'''
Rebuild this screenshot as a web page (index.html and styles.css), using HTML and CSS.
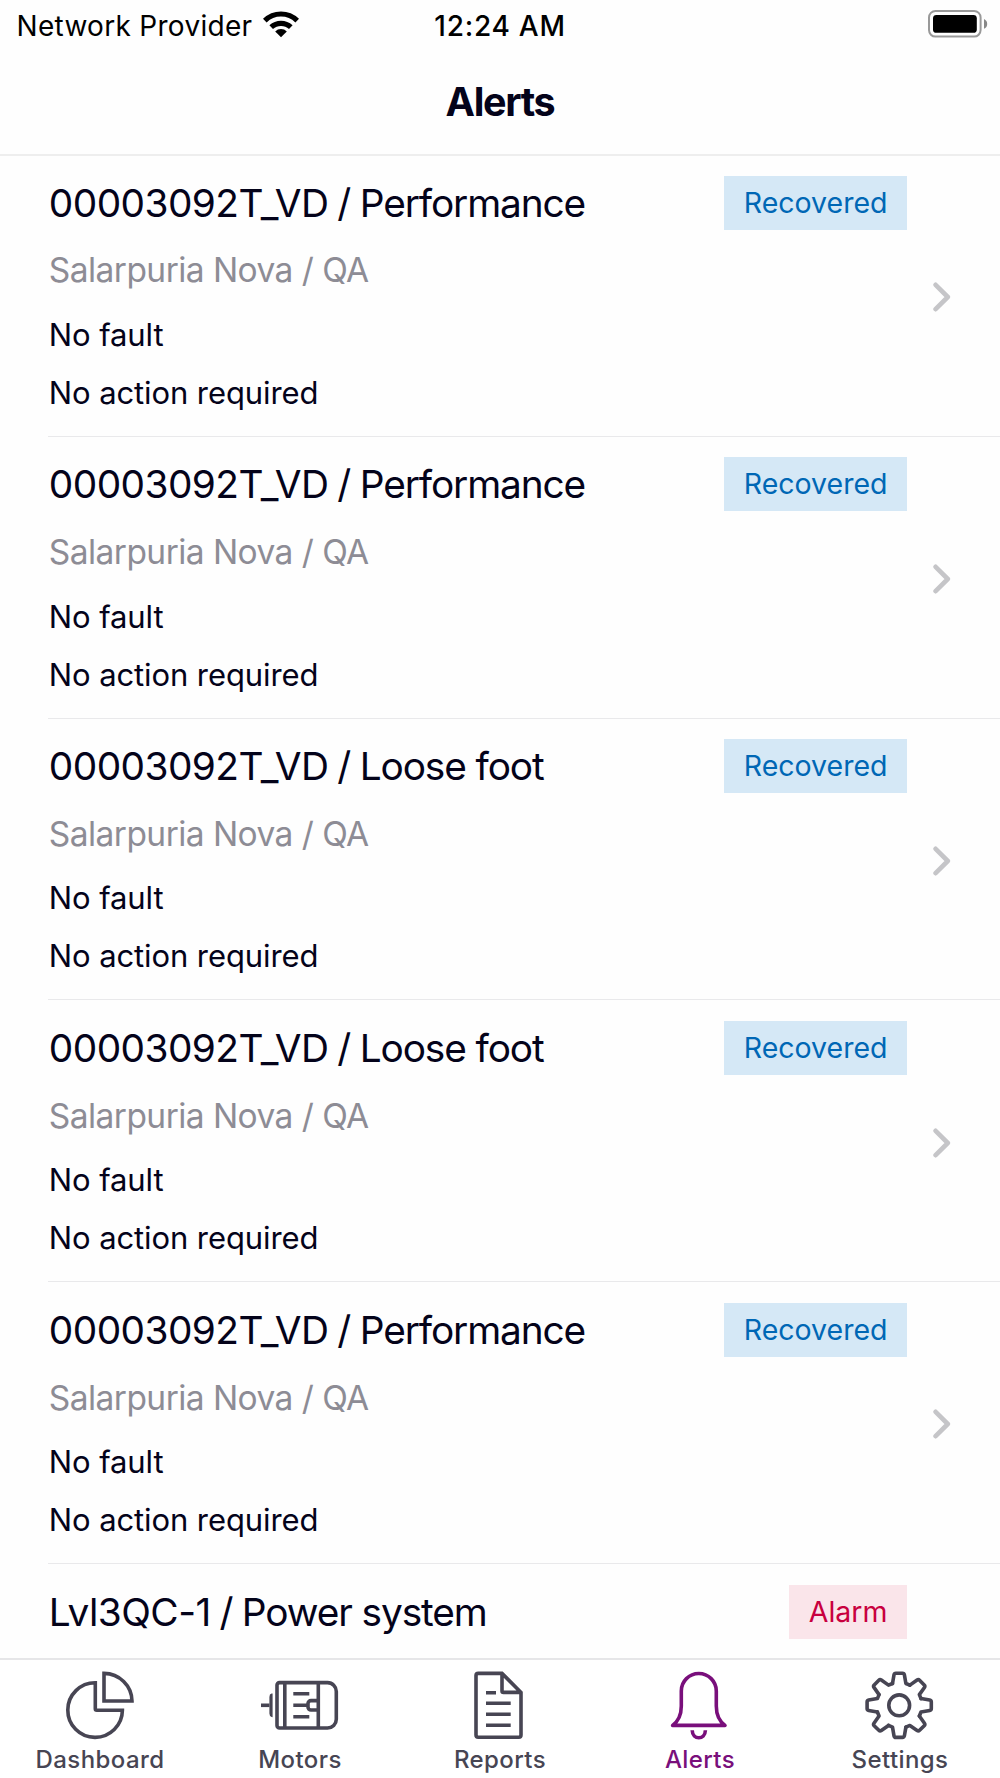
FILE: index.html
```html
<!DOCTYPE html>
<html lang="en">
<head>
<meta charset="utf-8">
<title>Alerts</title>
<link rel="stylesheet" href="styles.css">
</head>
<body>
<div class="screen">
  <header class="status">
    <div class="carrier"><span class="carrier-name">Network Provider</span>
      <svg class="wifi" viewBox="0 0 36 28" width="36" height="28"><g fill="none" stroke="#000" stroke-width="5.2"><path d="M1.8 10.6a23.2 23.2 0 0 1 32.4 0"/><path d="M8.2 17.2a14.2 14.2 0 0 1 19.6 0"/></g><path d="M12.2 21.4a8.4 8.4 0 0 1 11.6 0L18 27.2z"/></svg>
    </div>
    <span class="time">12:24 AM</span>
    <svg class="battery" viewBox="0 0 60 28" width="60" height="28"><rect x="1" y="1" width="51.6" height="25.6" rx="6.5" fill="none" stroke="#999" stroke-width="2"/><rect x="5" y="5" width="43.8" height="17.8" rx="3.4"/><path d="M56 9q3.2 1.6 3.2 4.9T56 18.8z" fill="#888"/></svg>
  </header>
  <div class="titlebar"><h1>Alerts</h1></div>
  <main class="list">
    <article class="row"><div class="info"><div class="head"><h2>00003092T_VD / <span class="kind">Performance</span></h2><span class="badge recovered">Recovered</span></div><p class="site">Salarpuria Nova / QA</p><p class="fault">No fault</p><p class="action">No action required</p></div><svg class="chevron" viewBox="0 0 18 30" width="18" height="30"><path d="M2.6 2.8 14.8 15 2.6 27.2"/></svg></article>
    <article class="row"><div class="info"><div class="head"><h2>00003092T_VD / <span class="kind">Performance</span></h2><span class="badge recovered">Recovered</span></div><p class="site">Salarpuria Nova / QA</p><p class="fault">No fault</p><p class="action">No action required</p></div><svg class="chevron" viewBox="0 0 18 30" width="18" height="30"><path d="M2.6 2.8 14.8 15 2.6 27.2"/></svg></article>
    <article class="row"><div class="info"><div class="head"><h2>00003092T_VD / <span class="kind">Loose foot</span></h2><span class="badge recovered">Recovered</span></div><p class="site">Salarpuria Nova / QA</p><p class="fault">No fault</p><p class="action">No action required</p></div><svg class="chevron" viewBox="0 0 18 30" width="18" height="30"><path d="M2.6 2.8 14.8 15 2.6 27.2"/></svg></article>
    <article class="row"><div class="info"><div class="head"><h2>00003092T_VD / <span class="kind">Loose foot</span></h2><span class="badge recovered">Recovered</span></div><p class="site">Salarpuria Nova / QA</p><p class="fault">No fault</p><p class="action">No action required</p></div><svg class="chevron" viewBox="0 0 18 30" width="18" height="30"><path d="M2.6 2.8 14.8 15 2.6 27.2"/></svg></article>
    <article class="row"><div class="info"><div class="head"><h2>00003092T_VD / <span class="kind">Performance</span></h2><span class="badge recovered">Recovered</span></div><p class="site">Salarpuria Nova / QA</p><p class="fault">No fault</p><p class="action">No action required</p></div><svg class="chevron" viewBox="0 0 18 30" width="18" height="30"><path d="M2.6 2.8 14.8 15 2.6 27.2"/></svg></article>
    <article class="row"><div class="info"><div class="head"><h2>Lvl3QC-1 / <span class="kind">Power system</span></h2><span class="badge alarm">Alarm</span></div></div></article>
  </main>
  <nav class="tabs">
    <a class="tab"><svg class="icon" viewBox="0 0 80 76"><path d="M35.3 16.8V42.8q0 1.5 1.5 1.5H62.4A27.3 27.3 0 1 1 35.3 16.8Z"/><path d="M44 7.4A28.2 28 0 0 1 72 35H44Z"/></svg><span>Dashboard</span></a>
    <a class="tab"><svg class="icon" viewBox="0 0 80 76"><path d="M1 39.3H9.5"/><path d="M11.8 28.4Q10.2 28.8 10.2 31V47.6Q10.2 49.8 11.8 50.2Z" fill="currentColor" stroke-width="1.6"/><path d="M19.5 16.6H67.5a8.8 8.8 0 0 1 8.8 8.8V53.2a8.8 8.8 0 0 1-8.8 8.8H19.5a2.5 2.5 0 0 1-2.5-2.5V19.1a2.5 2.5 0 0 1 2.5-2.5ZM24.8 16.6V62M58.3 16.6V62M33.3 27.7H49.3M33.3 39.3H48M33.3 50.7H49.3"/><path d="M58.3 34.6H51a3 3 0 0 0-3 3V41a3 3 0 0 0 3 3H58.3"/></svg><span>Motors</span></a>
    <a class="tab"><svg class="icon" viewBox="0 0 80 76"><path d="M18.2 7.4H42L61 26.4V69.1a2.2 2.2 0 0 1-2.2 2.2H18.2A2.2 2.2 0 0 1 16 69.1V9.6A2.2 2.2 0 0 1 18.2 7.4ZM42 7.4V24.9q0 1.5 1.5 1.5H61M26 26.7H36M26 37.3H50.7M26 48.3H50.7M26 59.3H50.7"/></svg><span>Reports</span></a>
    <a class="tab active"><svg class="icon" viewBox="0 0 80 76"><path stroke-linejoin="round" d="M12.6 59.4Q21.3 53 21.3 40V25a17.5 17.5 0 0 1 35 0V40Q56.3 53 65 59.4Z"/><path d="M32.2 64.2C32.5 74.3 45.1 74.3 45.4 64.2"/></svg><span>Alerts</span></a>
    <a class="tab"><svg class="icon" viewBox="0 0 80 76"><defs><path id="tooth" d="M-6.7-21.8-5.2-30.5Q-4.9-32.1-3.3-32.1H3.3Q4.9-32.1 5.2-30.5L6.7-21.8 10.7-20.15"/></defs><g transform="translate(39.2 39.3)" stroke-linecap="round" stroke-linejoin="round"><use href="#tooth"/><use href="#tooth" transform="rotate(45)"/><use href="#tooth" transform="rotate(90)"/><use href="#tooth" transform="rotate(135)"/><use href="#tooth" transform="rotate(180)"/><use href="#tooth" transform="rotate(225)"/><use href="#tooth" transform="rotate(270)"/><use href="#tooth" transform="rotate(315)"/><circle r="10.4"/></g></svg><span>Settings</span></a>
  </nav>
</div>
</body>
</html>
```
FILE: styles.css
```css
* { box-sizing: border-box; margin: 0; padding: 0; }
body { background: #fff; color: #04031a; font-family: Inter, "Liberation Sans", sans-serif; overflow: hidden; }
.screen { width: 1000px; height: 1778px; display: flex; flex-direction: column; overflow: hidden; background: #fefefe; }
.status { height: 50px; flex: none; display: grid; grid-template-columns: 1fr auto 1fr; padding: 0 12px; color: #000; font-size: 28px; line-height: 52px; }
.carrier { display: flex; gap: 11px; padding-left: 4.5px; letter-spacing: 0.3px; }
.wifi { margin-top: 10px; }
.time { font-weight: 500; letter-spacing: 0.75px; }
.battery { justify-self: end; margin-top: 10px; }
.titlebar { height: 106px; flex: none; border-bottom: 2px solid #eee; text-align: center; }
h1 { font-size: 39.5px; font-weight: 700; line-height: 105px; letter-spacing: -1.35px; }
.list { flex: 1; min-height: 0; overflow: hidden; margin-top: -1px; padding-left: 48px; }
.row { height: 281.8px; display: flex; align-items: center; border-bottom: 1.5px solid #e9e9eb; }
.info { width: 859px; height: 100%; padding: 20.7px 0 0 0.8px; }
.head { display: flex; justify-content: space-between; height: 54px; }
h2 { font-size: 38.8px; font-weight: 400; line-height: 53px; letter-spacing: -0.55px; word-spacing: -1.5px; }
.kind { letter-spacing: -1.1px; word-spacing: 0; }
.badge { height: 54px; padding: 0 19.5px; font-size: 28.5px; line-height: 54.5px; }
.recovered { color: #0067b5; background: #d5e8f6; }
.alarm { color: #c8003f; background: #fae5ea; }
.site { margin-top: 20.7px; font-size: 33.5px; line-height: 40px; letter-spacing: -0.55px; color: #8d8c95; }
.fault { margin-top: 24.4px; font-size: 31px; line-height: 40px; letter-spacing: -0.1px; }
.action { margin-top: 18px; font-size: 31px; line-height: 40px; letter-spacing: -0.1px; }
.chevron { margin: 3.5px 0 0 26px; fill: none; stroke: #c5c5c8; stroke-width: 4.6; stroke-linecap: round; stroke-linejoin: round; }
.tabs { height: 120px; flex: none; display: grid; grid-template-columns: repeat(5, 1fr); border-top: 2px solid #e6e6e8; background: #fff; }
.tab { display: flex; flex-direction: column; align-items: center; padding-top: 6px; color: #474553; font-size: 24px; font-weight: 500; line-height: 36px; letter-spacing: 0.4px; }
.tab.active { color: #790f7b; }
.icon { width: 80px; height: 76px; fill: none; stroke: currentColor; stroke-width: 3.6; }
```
'''
→ **WORK TO DO**: Using the listing above, list every line in which the string "styles" occurs.

→ **FINAL RESULT**:
Rebuild this screenshot as a web page (index.html and styles.css), using HTML and CSS.
<link rel="stylesheet" href="styles.css">
FILE: styles.css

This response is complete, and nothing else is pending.